My Verdict: When you run the real numbers—including labor, downtime, and replacement parts—the Georgia-Pacific system often comes out ahead. The higher-quality components and perfect refill-to-dispenser match prevent a ton of hidden costs.
So, When Should You Choose Which?
This isn't about one being "better." It's about what's better for your specific situation. Based on my experience managing these relationships, here's my practical advice.
Choose Georgia-Pacific's System If:
• You have high-traffic restrooms where reliability is critical (like corporate offices or customer-facing lobbies).
• Your maintenance team's time is stretched thin, and you need foolproof, consistent equipment.
• You want to standardize and simplify ordering and training across multiple locations.
• You can afford the slightly higher upfront cost to avoid unpredictable operational headaches.
A Generic Refill Strategy Might Work If:
• You have very low-traffic, single-occupancy restrooms where a jam is a minor issue.
• You have a highly attentive, on-site maintenance person who enjoys tinkering and doesn't mind frequent checks.
• Your budget is extremely constrained on capital/upfront costs, and you're willing to accept higher potential labor costs later.
• You test a specific generic brand extensively in one location first and confirm it works flawlessly with your exact dispenser models.

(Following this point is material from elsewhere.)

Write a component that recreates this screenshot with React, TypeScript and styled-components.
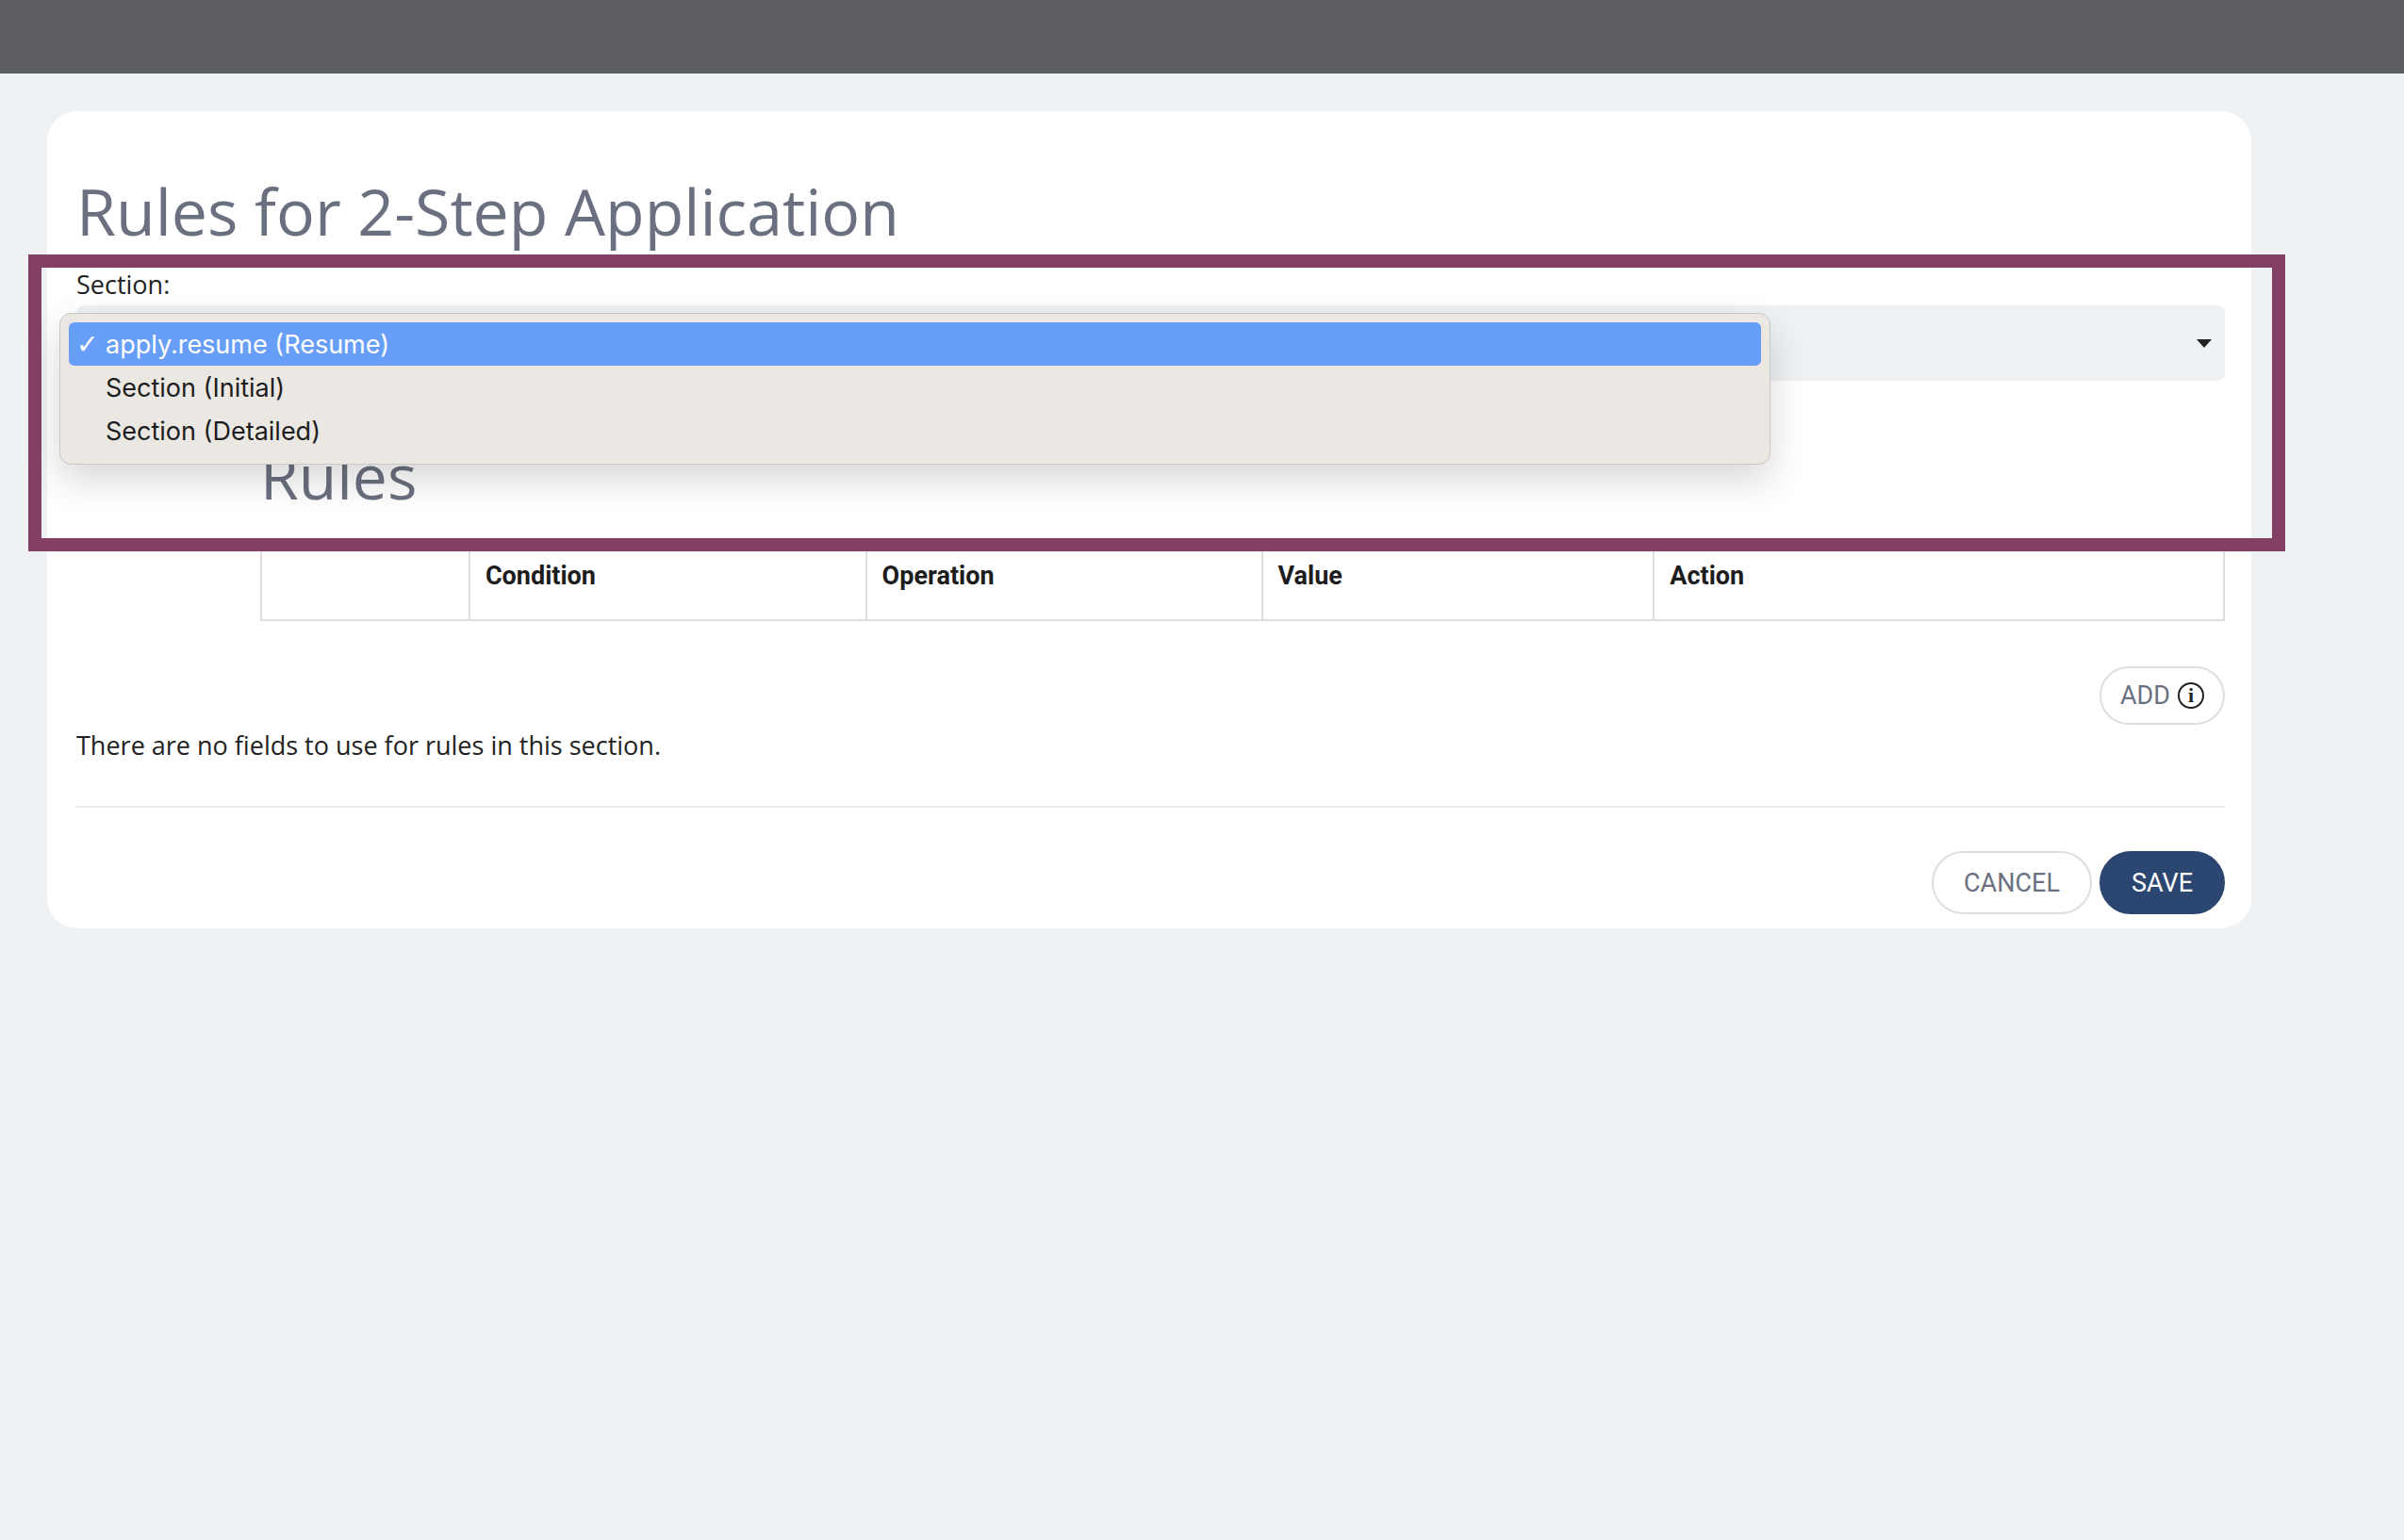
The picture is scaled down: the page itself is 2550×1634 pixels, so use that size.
import styled, { createGlobalStyle } from 'styled-components';

const Global = createGlobalStyle`
  body { margin: 0; background: #eef2f5; font-family: "Open Sans", sans-serif; }
`;

const TopBar = styled.div`
  height: 78px;
  background: #5c5d60;
`;

const Page = styled.div`
  padding: 40px 0 0 50px;
  width: 2338px;
`;

const Card = styled.div`
  position: relative;
  background: #fff;
  border-radius: 32px;
  padding: 58px 28px 20px 31px;
  height: 867px;
  box-sizing: border-box;
`;

const Title = styled.h1`
  margin: 0;
  font-weight: 400;
  font-size: 68px;
  line-height: 96px;
  color: #6b7080;
`;

const Label = styled.div`
  margin-top: 10px;
  font-size: 27px;
  color: #222;
  line-height: 40px;
`;

const SelectBox = styled.div`
  position: relative;
  height: 80px;
  margin-top: 2px;
  background: #eef2f5;
  border-radius: 8px;
  display: flex;
  align-items: center;
  justify-content: flex-end;
  padding-right: 14px;
`;

const Caret = styled.div`
  width: 0;
  height: 0;
  border-left: 8px solid transparent;
  border-right: 8px solid transparent;
  border-top: 9px solid #222;
`;

const Menu = styled.div`
  position: absolute;
  left: -18px;
  top: 8px;
  width: 1815px;
  box-sizing: border-box;
  padding: 9px 9px 12px;
  background: #ebe8e4;
  border: 1px solid #c9c6c3;
  border-radius: 12px;
  box-shadow: 0 16px 40px rgba(0, 0, 0, 0.16);
  font-family: "Inter", "Liberation Sans", sans-serif;
  z-index: 2;
`;

const Option = styled.div<{ $selected?: boolean }>`
  height: 46px;
  display: flex;
  align-items: center;
  padding-left: 39px;
  position: relative;
  font-size: 27px;
  border-radius: 6px;
  color: ${p => (p.$selected ? '#fff' : '#1d1d1d')};
  background: ${p => (p.$selected ? '#679ef8' : 'transparent')};
`;

const Check = styled.span`
  position: absolute;
  left: 8px;
  font-family: "DejaVu Sans", sans-serif;
  font-size: 28px;
`;

const Rules = styled.div`
  padding-left: 195px;
  margin-top: 60px;
`;

const RulesTitle = styled.h2`
  margin: 0;
  font-weight: 400;
  font-size: 66px;
  line-height: 80px;
  color: #6b7080;
`;

const Table = styled.table`
  margin-top: 27px;
  width: 100%;
  border-collapse: collapse;
  font-family: Roboto, sans-serif;
`;

const Th = styled.th<{ $w: number }>`
  width: ${p => p.$w}px;
  border: 2px solid #dedede;
  text-align: left;
  vertical-align: top;
  padding: 22px 16px 30px;
  line-height: 32px;
  font-size: 27px;
  font-weight: 700;
  color: #1d1d1d;
`;

const AddRow = styled.div`
  display: flex;
  justify-content: flex-end;
  margin-top: 48px;
`;

const PillButton = styled.button<{ $primary?: boolean; $h?: number }>`
  height: ${p => p.$h ?? 67}px;
  padding: 0 ${p => (p.$h ? 20 : 32)}px;
  border-radius: 34px;
  border: 2px solid ${p => (p.$primary ? '#2c4672' : '#dedede')};
  background: ${p => (p.$primary ? '#2c4672' : '#fff')};
  color: ${p => (p.$primary ? '#fff' : '#6b7080')};
  font-family: Roboto, sans-serif;
  font-size: 27px;
  display: inline-flex;
  align-items: center;
  gap: 8px;
`;

const InfoIcon = styled.span`
  width: 28px;
  height: 28px;
  border: 2px solid #222;
  border-radius: 50%;
  box-sizing: border-box;
  display: inline-flex;
  align-items: center;
  justify-content: center;
  font-family: "Liberation Serif", serif;
  font-weight: 700;
  font-size: 22px;
  color: #222;
`;

const Empty = styled.p`
  margin: 0;
  margin-top: 3px;
  font-size: 27px;
  color: #222;
`;

const Divider = styled.hr`
  border: 0;
  border-top: 2px solid #ebebeb;
  margin: 46px 0 46px;
`;

const Footer = styled.div`
  display: flex;
  justify-content: flex-end;
  gap: 8px;
`;

const Highlight = styled.div`
  position: absolute;
  left: -20px;
  top: 152px;
  width: 2394px;
  height: 315px;
  box-sizing: border-box;
  border: 14px solid #834064;
  pointer-events: none;
  z-index: 3;
`;

export default function App() {
  return (
    <>
      <Global />
      <TopBar />
      <Page>
        <Card>
          <Title>Rules for 2-Step Application</Title>
          <Label>Section:</Label>
          <SelectBox>
            <Caret />
            <Menu>
              <Option $selected><Check>✓</Check>apply.resume (Resume)</Option>
              <Option>Section (Initial)</Option>
              <Option>Section (Detailed)</Option>
            </Menu>
          </SelectBox>
          <Rules>
            <RulesTitle>Rules</RulesTitle>
            <Table>
              <thead>
                <tr>
                  <Th $w={208}></Th>
                  <Th $w={417}>Condition</Th>
                  <Th $w={416}>Operation</Th>
                  <Th $w={417}>Value</Th>
                  <Th $w={626}>Action</Th>
                </tr>
              </thead>
            </Table>
            <AddRow>
              <PillButton $h={62}>ADD <InfoIcon>i</InfoIcon></PillButton>
            </AddRow>
          </Rules>
          <Empty>There are no fields to use for rules in this section.</Empty>
          <Divider />
          <Footer>
            <PillButton>CANCEL</PillButton>
            <PillButton $primary>SAVE</PillButton>
          </Footer>
          <Highlight />
        </Card>
      </Page>
    </>
  );
}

Bottom line? I used to chase every per-unit saving. After five years of this, I've realized my job isn't to get the cheapest paper towel—it's to ensure our facilities run smoothly without constant drama. For our main offices, we standardized on Georgia-Pacific. It just works. For a remote storage shed bathroom? Yeah, we use a generic roll. Match the solution to the problem's scale and consequence.
The vendor who was honest about their system's strengths—and the hidden costs of going off-brand—earned my trust for everything else. Sometimes, paying more for the right tool is the most cost-effective decision you can make.